--- START OF Data section ---

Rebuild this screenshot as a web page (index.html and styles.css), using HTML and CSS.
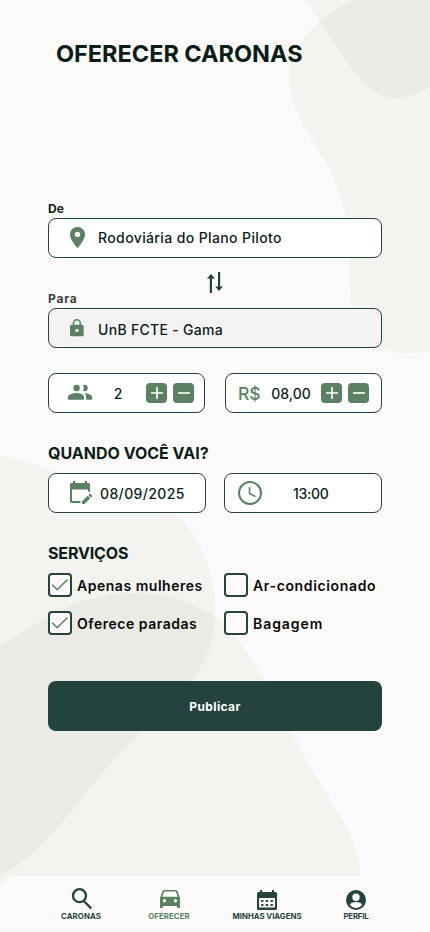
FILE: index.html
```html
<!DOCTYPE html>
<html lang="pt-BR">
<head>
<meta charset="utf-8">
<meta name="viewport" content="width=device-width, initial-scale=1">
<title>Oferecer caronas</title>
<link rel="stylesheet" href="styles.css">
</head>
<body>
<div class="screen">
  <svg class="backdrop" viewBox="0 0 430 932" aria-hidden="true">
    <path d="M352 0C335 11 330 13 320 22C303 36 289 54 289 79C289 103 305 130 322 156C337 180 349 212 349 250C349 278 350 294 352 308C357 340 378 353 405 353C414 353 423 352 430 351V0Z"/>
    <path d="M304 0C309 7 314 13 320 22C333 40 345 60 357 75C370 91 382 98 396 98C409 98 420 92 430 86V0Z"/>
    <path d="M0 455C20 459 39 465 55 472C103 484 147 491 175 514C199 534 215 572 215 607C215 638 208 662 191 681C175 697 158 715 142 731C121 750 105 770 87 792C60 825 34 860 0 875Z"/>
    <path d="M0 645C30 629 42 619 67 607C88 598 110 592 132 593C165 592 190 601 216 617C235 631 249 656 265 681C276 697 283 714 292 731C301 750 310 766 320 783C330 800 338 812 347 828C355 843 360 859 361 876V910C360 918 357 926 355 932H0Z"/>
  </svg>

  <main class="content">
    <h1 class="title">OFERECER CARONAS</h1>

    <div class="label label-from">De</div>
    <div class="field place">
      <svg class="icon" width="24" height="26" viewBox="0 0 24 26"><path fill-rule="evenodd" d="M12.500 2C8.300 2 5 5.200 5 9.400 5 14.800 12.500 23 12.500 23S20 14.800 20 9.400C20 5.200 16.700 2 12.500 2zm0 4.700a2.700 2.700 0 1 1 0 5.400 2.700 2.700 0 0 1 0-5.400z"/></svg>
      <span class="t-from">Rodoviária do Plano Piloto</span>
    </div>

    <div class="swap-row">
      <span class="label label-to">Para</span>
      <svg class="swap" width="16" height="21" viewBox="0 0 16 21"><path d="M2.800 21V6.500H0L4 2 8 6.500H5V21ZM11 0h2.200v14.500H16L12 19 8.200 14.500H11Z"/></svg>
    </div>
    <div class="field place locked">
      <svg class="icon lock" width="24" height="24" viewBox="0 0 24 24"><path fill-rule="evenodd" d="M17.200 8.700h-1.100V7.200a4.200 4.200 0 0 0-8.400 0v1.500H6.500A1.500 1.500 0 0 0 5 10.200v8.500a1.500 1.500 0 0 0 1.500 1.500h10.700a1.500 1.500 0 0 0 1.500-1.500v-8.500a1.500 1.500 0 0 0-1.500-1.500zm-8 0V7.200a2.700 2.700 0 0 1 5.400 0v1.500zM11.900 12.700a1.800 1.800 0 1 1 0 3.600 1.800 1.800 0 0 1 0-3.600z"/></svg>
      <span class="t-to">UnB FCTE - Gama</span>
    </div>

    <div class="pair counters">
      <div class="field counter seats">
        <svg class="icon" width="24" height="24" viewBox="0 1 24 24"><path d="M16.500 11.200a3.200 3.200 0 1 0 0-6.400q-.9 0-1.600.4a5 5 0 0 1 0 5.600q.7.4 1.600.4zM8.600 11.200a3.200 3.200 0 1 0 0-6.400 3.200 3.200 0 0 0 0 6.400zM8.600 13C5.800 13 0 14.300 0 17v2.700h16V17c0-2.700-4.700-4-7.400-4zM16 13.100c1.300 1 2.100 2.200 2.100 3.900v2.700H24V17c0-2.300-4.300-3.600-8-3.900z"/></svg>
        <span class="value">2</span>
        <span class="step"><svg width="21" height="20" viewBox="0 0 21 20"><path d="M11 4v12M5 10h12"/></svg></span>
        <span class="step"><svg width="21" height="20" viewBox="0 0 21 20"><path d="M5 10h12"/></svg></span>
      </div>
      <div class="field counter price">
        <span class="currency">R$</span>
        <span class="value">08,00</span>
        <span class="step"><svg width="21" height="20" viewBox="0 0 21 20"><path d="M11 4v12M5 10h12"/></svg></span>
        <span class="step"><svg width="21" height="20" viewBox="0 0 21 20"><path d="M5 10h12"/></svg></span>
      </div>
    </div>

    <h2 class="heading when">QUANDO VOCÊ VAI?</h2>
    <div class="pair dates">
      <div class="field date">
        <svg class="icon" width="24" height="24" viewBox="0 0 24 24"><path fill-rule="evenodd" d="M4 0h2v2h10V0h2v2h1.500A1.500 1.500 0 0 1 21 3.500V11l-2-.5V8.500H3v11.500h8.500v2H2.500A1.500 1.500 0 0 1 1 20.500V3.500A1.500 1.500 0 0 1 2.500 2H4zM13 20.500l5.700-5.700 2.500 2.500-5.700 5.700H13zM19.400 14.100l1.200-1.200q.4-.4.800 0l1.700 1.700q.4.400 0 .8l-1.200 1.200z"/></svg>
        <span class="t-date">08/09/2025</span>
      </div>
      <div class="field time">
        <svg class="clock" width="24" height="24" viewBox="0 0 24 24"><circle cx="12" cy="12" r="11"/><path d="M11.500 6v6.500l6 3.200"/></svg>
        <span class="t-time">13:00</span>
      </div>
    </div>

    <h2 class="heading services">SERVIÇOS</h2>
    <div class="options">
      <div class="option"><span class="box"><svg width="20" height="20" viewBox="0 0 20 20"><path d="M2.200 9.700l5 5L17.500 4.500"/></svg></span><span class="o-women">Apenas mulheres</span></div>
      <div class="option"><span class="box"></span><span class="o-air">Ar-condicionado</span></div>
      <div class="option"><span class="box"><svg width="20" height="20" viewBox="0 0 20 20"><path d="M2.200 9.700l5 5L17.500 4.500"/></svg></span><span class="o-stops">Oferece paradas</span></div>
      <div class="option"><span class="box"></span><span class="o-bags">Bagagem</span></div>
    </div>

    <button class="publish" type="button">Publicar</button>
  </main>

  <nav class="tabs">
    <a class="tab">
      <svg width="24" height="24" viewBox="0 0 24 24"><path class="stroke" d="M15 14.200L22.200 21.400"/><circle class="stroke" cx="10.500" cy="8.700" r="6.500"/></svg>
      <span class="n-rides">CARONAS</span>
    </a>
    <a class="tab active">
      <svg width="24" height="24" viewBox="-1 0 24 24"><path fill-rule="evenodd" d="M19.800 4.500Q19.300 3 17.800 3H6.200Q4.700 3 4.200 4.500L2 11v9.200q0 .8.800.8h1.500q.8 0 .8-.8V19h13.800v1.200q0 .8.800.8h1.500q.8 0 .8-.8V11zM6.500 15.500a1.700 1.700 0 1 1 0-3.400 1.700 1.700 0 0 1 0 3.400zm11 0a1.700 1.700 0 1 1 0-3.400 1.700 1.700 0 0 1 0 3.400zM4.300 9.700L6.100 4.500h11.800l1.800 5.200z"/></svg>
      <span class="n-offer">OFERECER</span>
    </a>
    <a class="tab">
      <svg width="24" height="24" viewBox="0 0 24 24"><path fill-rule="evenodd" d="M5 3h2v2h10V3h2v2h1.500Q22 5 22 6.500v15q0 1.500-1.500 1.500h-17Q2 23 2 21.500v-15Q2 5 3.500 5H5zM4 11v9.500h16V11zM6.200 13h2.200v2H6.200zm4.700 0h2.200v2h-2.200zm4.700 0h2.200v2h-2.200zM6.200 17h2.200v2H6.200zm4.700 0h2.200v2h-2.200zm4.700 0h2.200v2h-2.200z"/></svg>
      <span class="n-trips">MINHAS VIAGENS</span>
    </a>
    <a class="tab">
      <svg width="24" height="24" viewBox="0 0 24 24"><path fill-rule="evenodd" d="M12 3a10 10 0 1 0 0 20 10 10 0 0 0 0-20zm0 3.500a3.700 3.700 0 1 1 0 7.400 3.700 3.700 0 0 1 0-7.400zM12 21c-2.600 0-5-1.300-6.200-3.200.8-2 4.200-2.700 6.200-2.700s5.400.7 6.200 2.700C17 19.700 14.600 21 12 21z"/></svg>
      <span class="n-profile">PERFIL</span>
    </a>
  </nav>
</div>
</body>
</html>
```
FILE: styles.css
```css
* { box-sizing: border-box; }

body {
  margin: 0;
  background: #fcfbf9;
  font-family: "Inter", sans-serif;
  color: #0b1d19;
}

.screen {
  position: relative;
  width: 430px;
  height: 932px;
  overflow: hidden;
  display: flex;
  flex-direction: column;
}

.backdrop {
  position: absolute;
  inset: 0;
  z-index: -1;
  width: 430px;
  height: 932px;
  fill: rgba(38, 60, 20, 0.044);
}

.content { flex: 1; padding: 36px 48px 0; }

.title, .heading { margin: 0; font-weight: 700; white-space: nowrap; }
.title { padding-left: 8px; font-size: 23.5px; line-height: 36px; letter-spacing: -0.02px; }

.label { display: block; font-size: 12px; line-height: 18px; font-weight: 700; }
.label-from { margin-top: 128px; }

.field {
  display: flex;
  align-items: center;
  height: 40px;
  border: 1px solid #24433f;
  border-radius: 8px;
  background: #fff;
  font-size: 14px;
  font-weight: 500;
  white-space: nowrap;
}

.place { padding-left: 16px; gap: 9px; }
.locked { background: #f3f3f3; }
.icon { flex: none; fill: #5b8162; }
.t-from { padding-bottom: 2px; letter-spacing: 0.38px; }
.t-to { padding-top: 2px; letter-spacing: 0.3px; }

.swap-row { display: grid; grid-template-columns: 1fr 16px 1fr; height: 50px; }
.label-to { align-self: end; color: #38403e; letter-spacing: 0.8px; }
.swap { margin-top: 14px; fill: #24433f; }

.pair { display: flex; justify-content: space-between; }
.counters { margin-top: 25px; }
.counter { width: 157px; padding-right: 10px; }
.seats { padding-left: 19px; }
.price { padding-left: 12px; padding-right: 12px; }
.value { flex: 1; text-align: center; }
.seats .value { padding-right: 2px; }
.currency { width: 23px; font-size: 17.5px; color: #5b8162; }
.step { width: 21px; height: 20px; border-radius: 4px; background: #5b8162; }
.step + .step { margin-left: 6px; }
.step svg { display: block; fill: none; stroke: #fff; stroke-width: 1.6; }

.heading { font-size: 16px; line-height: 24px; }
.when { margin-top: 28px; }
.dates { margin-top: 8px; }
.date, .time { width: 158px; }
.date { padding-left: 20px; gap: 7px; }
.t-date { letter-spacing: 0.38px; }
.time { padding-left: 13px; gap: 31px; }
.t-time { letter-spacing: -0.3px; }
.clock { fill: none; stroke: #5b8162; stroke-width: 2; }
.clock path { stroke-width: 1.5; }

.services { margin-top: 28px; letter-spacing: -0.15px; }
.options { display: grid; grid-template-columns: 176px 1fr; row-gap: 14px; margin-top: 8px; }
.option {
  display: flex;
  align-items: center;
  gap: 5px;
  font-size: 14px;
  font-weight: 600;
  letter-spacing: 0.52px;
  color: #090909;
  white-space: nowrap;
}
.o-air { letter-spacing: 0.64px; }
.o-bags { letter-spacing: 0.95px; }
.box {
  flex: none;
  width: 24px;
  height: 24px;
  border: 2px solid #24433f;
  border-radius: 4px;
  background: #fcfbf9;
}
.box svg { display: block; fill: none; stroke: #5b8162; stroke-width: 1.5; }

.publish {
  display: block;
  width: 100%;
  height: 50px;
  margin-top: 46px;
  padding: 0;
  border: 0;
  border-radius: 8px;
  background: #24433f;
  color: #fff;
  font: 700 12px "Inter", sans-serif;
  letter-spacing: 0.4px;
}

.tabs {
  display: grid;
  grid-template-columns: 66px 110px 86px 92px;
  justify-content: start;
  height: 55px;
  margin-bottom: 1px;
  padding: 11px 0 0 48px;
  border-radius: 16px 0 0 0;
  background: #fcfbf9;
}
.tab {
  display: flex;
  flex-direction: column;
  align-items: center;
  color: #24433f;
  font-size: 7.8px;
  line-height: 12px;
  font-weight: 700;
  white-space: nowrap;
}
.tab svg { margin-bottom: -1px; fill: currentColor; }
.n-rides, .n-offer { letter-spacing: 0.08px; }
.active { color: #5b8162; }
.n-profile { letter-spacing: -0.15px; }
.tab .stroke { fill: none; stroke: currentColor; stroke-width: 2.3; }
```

--- END OF Data section ---

=== What you have to do ===
Only lines with the string "styles" belong in your answer; copy each one.

=== Result below ===
Rebuild this screenshot as a web page (index.html and styles.css), using HTML and CSS.
<link rel="stylesheet" href="styles.css">
FILE: styles.css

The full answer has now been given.